# Bark on or off?



## Paulie Walnuts 440 (Jan 9, 2021)

I'm just wondering what people prefer, bark on or off and why? Wondering if anyone notices more popping and small fragments of wood all inside the firebox not completely burnt up when leaving bark on at times?


----------



## TuckersBarbeque (Jan 9, 2021)

Bark off for me.  The Bark has a very acrid taste to it in my opinion, and it is significantly less dense than the wood below it causing different smoke.


----------



## daveomak (Jan 9, 2021)

On some wood, the bark adds a bad flavor...  also adds some creosote...  
I was taught, from old timers that smoked tons of fish in their lifetime, to remove all bark..
Then when I was out in Puget Sound boating, a friend told me to collect Fir bark that had collected on the beach...   Use it to BBQ...  In the San Juan Islands, there are millions of logs harvested in Canada and the log rafts scrape the bark off of the logs and it drifts until it ends up on beaches...  It was a sweet smoke flavor....    Maybe sitting in the salt water did something miraculous to the flavor....  Go figure...


----------



## smokerjim (Jan 9, 2021)

when i used my offset if bark was loose i would pull it off, if it was still tight i left it on, really didn't see a difference either way.  i usually used maple, apple, ash oak what ever i had from my yard.


----------



## daveomak (Jan 9, 2021)

Some log rafts....







Log rafts with logging camps built on them... 
My friend work in camps like this..
The camps are built on rafts and towed to the logging site and
newly cut logs are rafted to the camps...


----------



## mike243 (Jan 9, 2021)

I have never removed it and never a problem


----------



## indaswamp (Jan 9, 2021)

On...


----------



## HalfSmoked (Jan 9, 2021)

Nope I don't remove. Heck even if there is some insects in you know just some extra meat.    

Warren


----------



## SmokinAl (Jan 9, 2021)

I’m with smoker Jim, if it falls off I don’t use it, except to start a fire, but if it stays on I just leave it. Never noticed a difference.
Al


----------



## daspyknows (Jan 9, 2021)

If its loose I remove it but if not I just let it burn.


----------



## Paulie Walnuts 440 (Jan 9, 2021)

Interesting to hear and I do a mix of both..smoking a brisket today and only have ready to burn Cherry wood and I wrapped it with butcher's paper at 151 because it wouldn't budge so I figured that was the stall coming on and for 2 hours it's read 151 trying to stay around cook ranges 260 to 255


----------



## smokerjim (Jan 9, 2021)

Paulie Walnuts 440 said:


> Interesting to hear and I do a mix of both..smoking a brisket today and only have ready to burn Cherry wood and I wrapped it with butcher's paper at 151 because it wouldn't budge so I figured that was the stall coming on and for 2 hours it's read 151 trying to stay around cook ranges 260 to 255


stalls cans be tough, but try and wiggle your thermostat a little some times it's in a piece of fat and you won't get the true temp.


----------



## Paulie Walnuts 440 (Jan 9, 2021)

Ok thank you and its finally climbing out slowly.


----------



## Bearcarver (Jan 9, 2021)

smokerjim said:


> when i used my offset* if bark was loose i would pull it off, if it was still tight i left it on,* really didn't see a difference either way.  i usually used maple, apple, ash oak what ever i had from my yard.
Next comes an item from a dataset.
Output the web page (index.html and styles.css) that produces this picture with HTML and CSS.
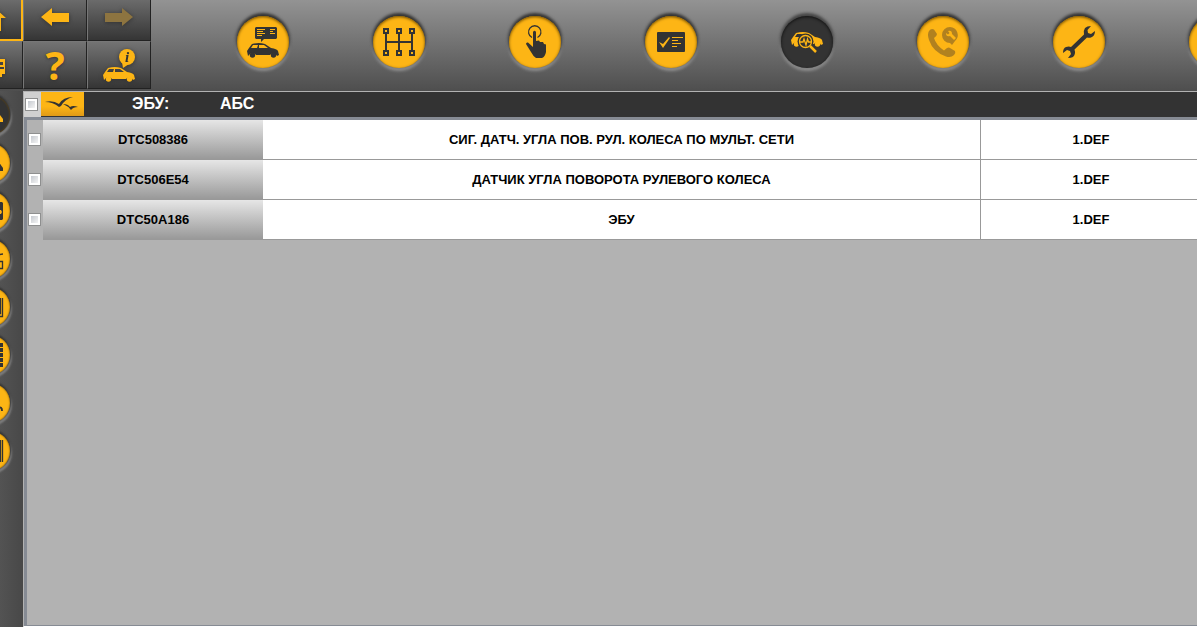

Exactly what I used to do, before I went to pellets or Dust in my MES.

Bear


----------



## HalfSmoked (Jan 10, 2021)

Thanks for the like Millberry it is appreciated.

Warren


----------



## 1MoreFord (Jan 11, 2021)

Let me pile on to the consensus.   Unless falling off loose let if stay on and cook ahead.


----------



## Paulie Walnuts 440 (Jan 11, 2021)

Sounds good


----------



## HalfSmoked (Jan 12, 2021)

Thanks for the like joetee it is appreciated.

Warren


----------